New Music Pioneer Pauline Oliveros
Pauline Oliveros is known internationally as a composer, accordionist, teacher and pioneer in electronic and improvisational music. A long time member of the faculty at the Mills College Contemporary Music Center, she also helped establish the San Francisco Tape Music Center, the first electronic music studio in the Western United States.
Trailblazing Conceptual Artist David Ireland
"You can't make art by making art" has been a guiding principle in the work of David Ireland, one of California's most important and critically acclaimed artists working in the challenging arena of conceptual and installation art. The Oakland Museum of California has long been planning a major retrospective of his 30-year career; and Spark is there as curators work with Ireland to create an innovative exhibit that functions both as comprehensive survey... and original work of art.
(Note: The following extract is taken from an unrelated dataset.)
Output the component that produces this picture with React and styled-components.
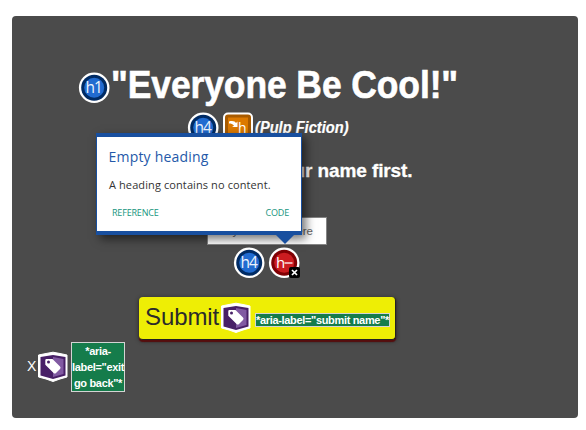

FROM LIFE -- February 18 & 20
Who says figurative art is dead? Spark checks in with three artists who continue to find inspiration in the human face and form.
Ceramicist Viola Frey
Over many decades, veteran ceramicist Viola Frey has created hundreds of colossal, larger-than-life figures that have become the favorites of many collectors. Now in her seventies and wheelchair-bound, she continues to work, creating her monumental works with the help of a mechanized lift and
devoted assistants. Spark visits her studio to watch her at work.
Photographer Olivier Laude
Iconoclastic photographer Olivier Laude has spent most of his career producing commercial and documentary work. But now he's trying his hand at a series of art photographs, in which his friends and acquaintances are cast as characters in elaborately conceived tableaux that spoof ethnographic portraits. Spark follows along as Laude creates an elaborate diorama of an ice-fishing Eskimo - on the San Francisco Bay salt flats.
Pasta Portraitist Jason Mecier
Using an unholy mix of beans, noodles, yarn, and other craft items, Jason Mecier creates mosaic portraits of friends and celebs that are shockingly realistic and endlessly entertaining. Spark takes a peek at the methods behind his madness.